As SO stands for “Publication Title”, simply construct a search that goes SO = Journaltitle1 AND Journaltitle2 AND... will do the trick
This is what Redzuan came up with
SO = (ACADEMY OF MANAGEMENT JOURNAL OR ACADEMY OF MANAGEMENT REVIEW OR ACCOUNTING ORGANIZATIONS "AND" SOCIETY OR ADMINISTRATIVE SCIENCE QUARTERLY OR AMERICAN ECONOMIC REVIEW OR CONTEMPORARY ACCOUNTING RESEARCH OR ECONOMETRICA OR ENTREPRENEURSHIP THEORY "AND" PRACTICE OR HARVARD BUSINESS REVIEW OR HUMAN RELATIONS OR HUMAN RESOURCE MANAGEMENT OR INFORMATION SYSTEMS RESEARCH OR JOURNAL OF ACCOUNTING RESEARCH OR JOURNAL OF APPLIED PSYCHOLOGY OR JOURNAL OF BUSINESS ETHICS OR JOURNAL OF BUSINESS VENTURING OR JOURNAL OF CONSUMER PSYCHOLOGY OR JOURNAL OF CONSUMER RESEARCH OR JOURNAL OF FINANCE OR JOURNAL OF FINANCIAL "AND" QUANTITATIVE ANALYSIS OR JOURNAL OF FINANCIAL ECONOMICS OR JOURNAL OF INTERNATIONAL BUSINESS STUDIES OR JOURNAL OF MANAGEMENT OR JOURNAL OF MANAGEMENT INFORMATION SYSTEMS OR JOURNAL OF MANAGEMENT STUDIES OR JOURNAL OF MARKETING OR JOURNAL OF OPERATIONS MANAGEMENT OR JOURNAL OF POLITICAL ECONOMY OR JOURNAL OF THE ACADEMY OF MARKETING SCIENCE OR MANAGEMENT SCIENCE OR MARKETING SCIENCE OR MIS QUARTERLY OR ORGANIZATION SCIENCE OR ORGANIZATIONAL BEHAVIOR "AND" HUMAN DECISION PROCESSES OR PRODUCTION "AND" OPERATIONS MANAGEMENT OR QUARTERLY JOURNAL OF ECONOMICS OR RESEARCH POLICY OR REVIEW OF ACCOUNTING STUDIES OR REVIEW OF ECONOMIC STUDIES OR REVIEW OF FINANCE OR REVIEW OF FINANCIAL STUDIES OR SLOAN MANAGEMENT REVIEW OR STRATEGIC ENTREPRENEURSHIP JOURNAL OR STRATEGIC MANAGEMENT JOURNAL OR ACCOUNTING REVIEW OR ORGANIZATION STUDIES OR OPERATIONS RESEARCH OR JOURNAL OF MARKETING RESEARCH OR JOURNAL OF ACCOUNTING ECONOMICS OR M SOM MANUFACTURING SERVICE OPERATIONS MANAGEMENT)
You can cut and paste the above string into Web of Science advanced search and click search, or if you have a Web of Science account, you can click on the following link, login with your personal account and look at the results.
As at the time of writing, I see 213,753 matches coming from all 50 journals in the FT50.
You might want to use the different filters/facets like “Publication Titles”, “Publication Years” to do a final spot-check to see if everything is in order first.
Once you are satisfied this search works reasonably well, proceed to step 2. Create and run a separate search just for your keywords
For Step 2, for illustrative purposes, we are going to match one or more of the following three keywords (this is just an example you can add more) using the advanced search.
- “employ* image”
- “employ* brand equity”
- “employ* reputation”
For this search, we decided to match a list of keywords in the “Topic” field.
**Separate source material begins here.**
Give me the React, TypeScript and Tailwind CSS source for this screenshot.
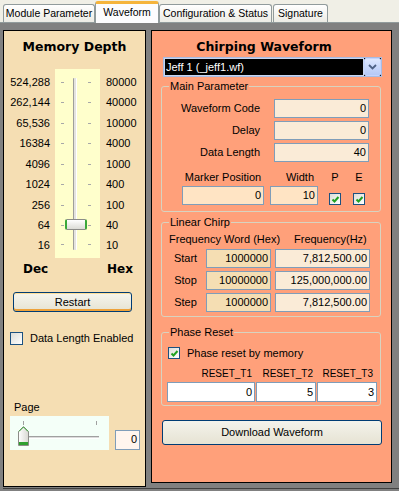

We can see this uses the field tag – TS. This will search for the keyword in the following fields:
- Author Keywords
- Keywords Plus
Here’s the resulting search query string
((TS=(“employ* image” )) OR TS=(“employ* brand equity” )) OR TS=(“employ* reputation” )
At the time of writing this gives me 432 results. However, most of this might not be in the 50 journals we care about.
Step 3 or the final step is to combine the two search queries we have tested. To do this go to Web of Science advanced search and scroll to the bottom of the page.
Look for the two search queries we have done earlier – both the search query covering the 50 FT journals as well as the search query covering the keywords we are interested in.
Select the two search queries, then click on “Combine Sets” and select AND in the dropdown menu. This will generate the final needed query (Click and sign in with your WOS account).
As you can see from the screenshot above at the time of writing there are 12 results.
Once you have the needed query, you can click on the “bell icon” next to each query and create a search alert for any new results matching the search to be emailed to you.
Also notice that because you split the search into two, you can easily reuse Search Query #2 (which matches the journals) when needed with other keyword searches.
While the logic behind creating search queries for matching journal lists can be simple, in practice some work needs to be done to ensure the search is accurate. Hopefully this article has helped you think through the steps needed for working with Web of Science. We will cover how to do the same search for Scopus next month.